In Virginia, Democratic candidate Jim Webb was likewise a supporter of gun owners’ rights.

Webb had argued in his 2004 book “Born Fighting” that Al Gore’s “position on gun control cost him the election (in 2000), not in Florida but in the Scots-Irish redoubts of Tennessee and West Virginia, both of which through history and logic should have been slam-dunk electoral votes in his favor.”

In his second debate with Bush in 2000, Gore had boasted that he’d cast the tie-breaking Senate vote on a bill to curb sales at gun shows.

Webb on Monday called the Virginia Tech shootings “an incredible human tragedy,” but like other members of Congress did not address legislation or policy.

Last month Webb used the arrest of one his aides for unwittingly carrying a gun into a Senate office building to underscore his support for gun owners’ rights.

When asked if he thought the D.C. gun ban should be overturned, Webb stressed his support for the Second Amendment and added, “I believe the Virginia law (which allows law-abiding people to carry guns) is a fair law. I believe that wherever you see laws that allow people to carry (weapons), generally the violence goes down.”

What has changed since Columbine
After the 1999 Columbine shooting many Democrats in Congress called for gun legislation but the GOP-controlled Congress did not agree on what measures to pass.

Now, for the first time since 1995, the Democrats are in charge. But one Democratic senator who has supported gun control in the past said it was not solely the Democrats’ responsibility to lead on this issue.

Sen. Barbara Boxer, D–Calif., said to reporters, “Did you ask the Republicans what they want to do about this? We have to work together. This should not be a partisan issue.”
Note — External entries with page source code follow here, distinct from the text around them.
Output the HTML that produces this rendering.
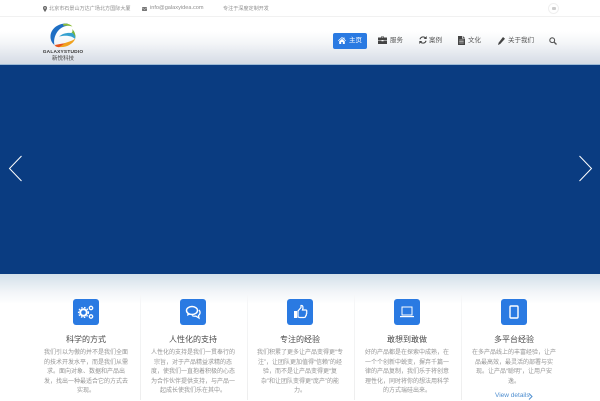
<!DOCTYPE html>
<html lang="zh-CN">
<head>
<meta charset="utf-8">
<title>Galaxy Studio</title>
<style>
*{box-sizing:border-box}
html,body{margin:0;padding:0}
body{width:600px;height:400px;overflow:hidden;background:#fff;position:relative;font-family:"Liberation Sans","Noto Sans CJK SC",sans-serif;color:#555}
.abs{position:absolute}
.top{left:0;top:0;width:600px;height:17px;background:#fff;border-bottom:1px solid #f1f1f1}
.tt{position:absolute;top:5px;font-size:5.100px;line-height:9px;color:#8f8f8f;white-space:nowrap}
.head{left:0;top:17px;width:600px;height:47px;background:linear-gradient(#fff 0,#fff 30%,#f4f6f8 55%,#d5dbe5 100%)}
.banner{left:0;top:64px;width:600px;height:210px;background:#0a3c81;border-top:1px solid #9dbad6}
.under{left:0;top:274px;width:600px;height:30px;background:linear-gradient(#d3e0ea,#f2f5f8 60%,#fff)}
.nav{position:absolute;top:35.500px;font-size:6.500px;line-height:10px;color:#555;white-space:nowrap}
.home{left:333px;top:33px;width:34px;height:16px;background:#2a7ae2;border-radius:2px}
.ic{top:299px;width:26px;height:26px;background:#2a7ae2;border-radius:3px;position:absolute}
.div{position:absolute;top:295px;width:1px;height:105px;background:linear-gradient(#f6f7f8,#eeeeee)}
.h{position:absolute;top:333.500px;width:107px;text-align:center;font-size:8px;line-height:12px;color:#4a4a4a;white-space:nowrap}
.p{position:absolute;top:349px;width:107px;text-align:center;font-size:6px;line-height:9.500px;color:#959595;white-space:nowrap}
</style>
</head>
<body>
<div class="abs top"></div>
<svg class="abs" style="left:43px;top:6px" width="4" height="6" viewBox="0 0 4 6"><path d="M2 0a2 2 0 0 0-2 2c0 1.400 2 4 2 4s2-2.600 2-4a2 2 0 0 0-2-2z" fill="#666"/><circle cx="2" cy="2" r=".7" fill="#fff"/></svg>
<div class="tt" style="left:49px">北京市石景山万达广场北方国际大厦</div>
<svg class="abs" style="left:142px;top:7px" width="5" height="4" viewBox="0 0 5 4"><rect width="5" height="4" rx=".6" fill="#777"/><path d="M0 .8l2.500 1.600L5 .8" stroke="#fff" stroke-width=".4" fill="none"/></svg>
<div class="tt" style="left:150px;font-size:5.600px;top:4px">info@galaxyidea.com</div>
<div class="tt" style="left:223px">专注于深度定制开发</div>
<div class="abs" style="left:548px;top:3px;width:11px;height:11px;border-radius:50%;border:1px solid #efefef;background:#fff"></div>
<div class="abs" style="left:552px;top:7px;width:4px;height:3px;background:#ccc;border-radius:1px"></div>

<div class="abs head"></div>
<svg class="abs" style="left:50px;top:23px" width="26" height="25" viewBox="0 0 26 25">
<path d="M17 .5C9 0 1 5 .5 13c-.2 4 1.500 7 4 9C3 16 6 8 12 4.500 15 3 17 2.500 20 2.500 19 1.500 18 1 17 .5z" fill="#1f6fc4"/>
<path d="M13 1c4-1 7 0 9.500 2.500-3-.8-6-1-9-.8z" fill="#8fbf3a"/>
<path d="M9 13.500C13 10 19 9 24 10.500c1.500 1 1.800 3 1 5.500-3-3.500-9.500-4-16-2.500z" fill="#35a0cf"/>
<path d="M22 6c2.500 2 3.800 5.500 3.300 9-.5-2.500-1.500-4.500-4-5.500 1.500-.5 1.500-2 .7-3.500z" fill="#78b53c"/>
<path d="M6 23.500c7 2 16-.5 19.500-8-2 1.500-4.500 2.500-7.500 3.500-4 1.500-8 2.500-12 4.500z" fill="#f0a21e"/>
<path d="M4.500 22.500c1 1 2.500 1.500 4.500 1.800l6-4c-4 .5-7.500 1-10.500 2.200z" fill="#e5531e"/>
</svg>
<div class="abs" style="left:40px;top:50px;width:46px;text-align:center;font-size:4.800px;line-height:5px;font-weight:bold;color:#333;letter-spacing:.2px;white-space:nowrap">GALAXYSTUDIO</div>
<div class="abs" style="left:40px;top:55px;width:46px;text-align:center;font-size:5.500px;line-height:8px;color:#444;white-space:nowrap">新悦科技</div>

<div class="abs home"></div>
<svg class="abs" style="left:338px;top:37px" width="8" height="7" viewBox="0 0 8 7"><path d="M4 0L0 3.500l.5.500L4 1l3.500 3 .5-.5L6.500 2.200V.5h-1v.9zM1.200 4.200V7h2V5h1.600v2h2V4.200L4 1.800z" fill="#fff"/></svg>
<div class="nav" style="left:349px;color:#fff">主页</div>
<svg class="abs" style="left:378px;top:36px" width="9" height="8" viewBox="0 0 9 8"><path d="M3 1.500V.5h3v1h3v2.500H0V1.500zM3.700 1.500h1.600V1H3.700zM0 4.500h3.500v.7h2v-.7H9V8H0z" fill="#444"/></svg>
<div class="nav" style="left:390px">服务</div>
<svg class="abs" style="left:419px;top:36px" width="8" height="8" viewBox="0 0 8 8"><path d="M1 3.300A3.100 3.100 0 0 1 6.300 1.900M7 4.700A3.100 3.100 0 0 1 1.700 6.100" stroke="#444" stroke-width="1.100" fill="none"/><path d="M7.700 0v3h-3zM.3 8V5h3z" fill="#444"/></svg>
<div class="nav" style="left:429px">案例</div>
<svg class="abs" style="left:458px;top:36px" width="7" height="9" viewBox="0 0 7 9"><path d="M0 0h4v2.500h3V9H0zM4.700 0L7 1.900H4.700z" fill="#444"/><path d="M1.200 4h4.500M1.200 5.500h4.500M1.200 7h4.500" stroke="#fff" stroke-width=".5"/></svg>
<div class="nav" style="left:468px">文化</div>
<svg class="abs" style="left:498px;top:37px" width="7" height="8" viewBox="0 0 7 8"><path d="M5 0l2 1.700L2.200 7 0 8l.6-2.300z" fill="#444"/></svg>
<div class="nav" style="left:508px">关于我们</div>
<svg class="abs" style="left:549px;top:37px" width="8" height="8" viewBox="0 0 8 8"><circle cx="3.200" cy="3.200" r="2.400" stroke="#555" stroke-width="1.100" fill="none"/><path d="M5 5l2.500 2.500" stroke="#555" stroke-width="1.300"/></svg>

<div class="abs banner"></div>
<svg class="abs" style="left:8px;top:155px" width="15" height="27" viewBox="0 0 15 27"><path d="M13.500 1L1.500 13.500 13.500 26" stroke="#fff" stroke-width="1" fill="none"/></svg>
<svg class="abs" style="left:578px;top:155px" width="15" height="27" viewBox="0 0 15 27"><path d="M1.500 1L13.500 13.500 1.500 26" stroke="#fff" stroke-width="1" fill="none"/></svg>
<div class="abs under"></div>

<div class="div" style="left:140px"></div>
<div class="div" style="left:247px"></div>
<div class="div" style="left:354px"></div>
<div class="div" style="left:461px"></div>

<div class="ic" style="left:73px"><svg width="26" height="26" viewBox="0 0 26 26"><circle cx="10.500" cy="13.500" r="3.300" fill="none" stroke="#fff" stroke-width="2"/><circle cx="10.500" cy="13.500" r="5" fill="none" stroke="#fff" stroke-width="1.200" stroke-dasharray="1.500 1.500"/><circle cx="18" cy="9" r="1.700" fill="none" stroke="#fff" stroke-width="1.300"/><circle cx="18" cy="17.500" r="1.700" fill="none" stroke="#fff" stroke-width="1.300"/></svg></div>
<div class="ic" style="left:180px"><svg width="26" height="26" viewBox="0 0 26 26"><ellipse cx="12" cy="11.500" rx="5.500" ry="4" fill="none" stroke="#fff" stroke-width="1.500"/><path d="M7.500 14l-.5 3 3-1.500z" fill="#fff"/><path d="M19 11c1.500 1.500 1.500 4-.5 5.500l.5 2.500-3-1.800c-1.500.2-3 0-4-.7" fill="none" stroke="#fff" stroke-width="1.300"/></svg></div>
<div class="ic" style="left:287px"><svg width="26" height="26" viewBox="0 0 26 26"><path d="M7 12h3v7H7z" fill="#fff"/><path d="M11 12l3-3.500V6.500c2-.5 2.500 2 1.500 4.500H19c1 0 1 1.500.5 2 .5.500.5 1.500-.2 2 .2.800 0 1.500-.6 1.800 0 1-.7 1.700-1.700 1.700H13c-1 0-1.500-.5-2-.5z" fill="none" stroke="#fff" stroke-width="1.200"/></svg></div>
<div class="ic" style="left:394px"><svg width="26" height="26" viewBox="0 0 26 26"><rect x="8" y="8" width="10" height="8" fill="none" stroke="#fff" stroke-width="1"/><rect x="6" y="17" width="14" height="1.200" fill="#fff"/></svg></div>
<div class="ic" style="left:501px"><svg width="26" height="26" viewBox="0 0 26 26"><rect x="9" y="7" width="8" height="12" rx="1" fill="none" stroke="#fff" stroke-width="1.400"/></svg></div>

<div class="h" style="left:32.500px">科学的方式</div>
<div class="h" style="left:139.500px">人性化的支持</div>
<div class="h" style="left:246.500px">专注的经验</div>
<div class="h" style="left:353.500px">敢想到敢做</div>
<div class="h" style="left:460.500px">多平台经验</div>

<div class="p" style="left:32.500px">我们引以为傲的并不是我们全面<br>的技术开发水平，而是我们从需<br>求。面向对象、数据和产品出<br>发，找出一种最适合它的方式去<br>实现。</div>
<div class="p" style="left:139.500px">人性化的支持是我们一贯奉行的<br>宗旨，对于产品精益求精的态<br>度，使我们一直抱着积极的心态<br>为合作伙伴提供支持，与产品一<br>起成长使我们乐在其中。</div>
<div class="p" style="left:246.500px">我们积累了更多让产品变得更“专<br>注”，让团队更加值得“信赖”的经<br>验，而不是让产品变得更“复<br>杂”和让团队变得更“庞产”的能<br>力。</div>
<div class="p" style="left:353.500px">好的产品都是在探索中成熟，在<br>一个个创新中蜕变，摒弃千篇一<br>律的产品复制，我们乐于将创意<br>理性化，同时将你的想法用科学<br>的方式瑞硅出来。</div>
<div class="p" style="left:460.500px">在多产品线上的丰富经验，让产<br>品最高效，最灵活的部署与实<br>现。让产品“聪明”，让用户安<br>逸。</div>
<div class="abs" style="left:495px;top:390.500px;font-size:6.500px;line-height:10px;color:#4f8fd0;white-space:nowrap">View details</div>
<svg class="abs" style="left:528px;top:392.500px" width="5" height="7" viewBox="0 0 5 7"><path d="M1 .5L4 3.500 1 6.500" stroke="#4f8fd0" stroke-width="1" fill="none"/></svg>
</body>
</html>
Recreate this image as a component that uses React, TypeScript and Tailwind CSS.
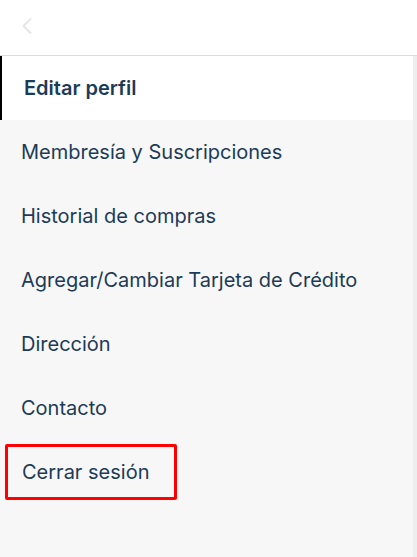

Boxer reminded reporters of the need to get 60 votes in the Senate to avert a filibuster.

“What are the chances we will pass any strict gun laws? You’d have to ask every single Democrat and every single Republican. We would need 60. In my opinion, I doubt that we have that, but maybe this (massacre) has changed some minds and we’d be able to get some common-sense legislation passed.”

Gun regulation was a defining issue of the politics of the 1990s, but the gun controversy has faded since then — with only one major battle over the question at the federal level in the past seven years, the passage of a bill prohibiting suits against firearms manufacturers in cases where a gun was unlawfully used.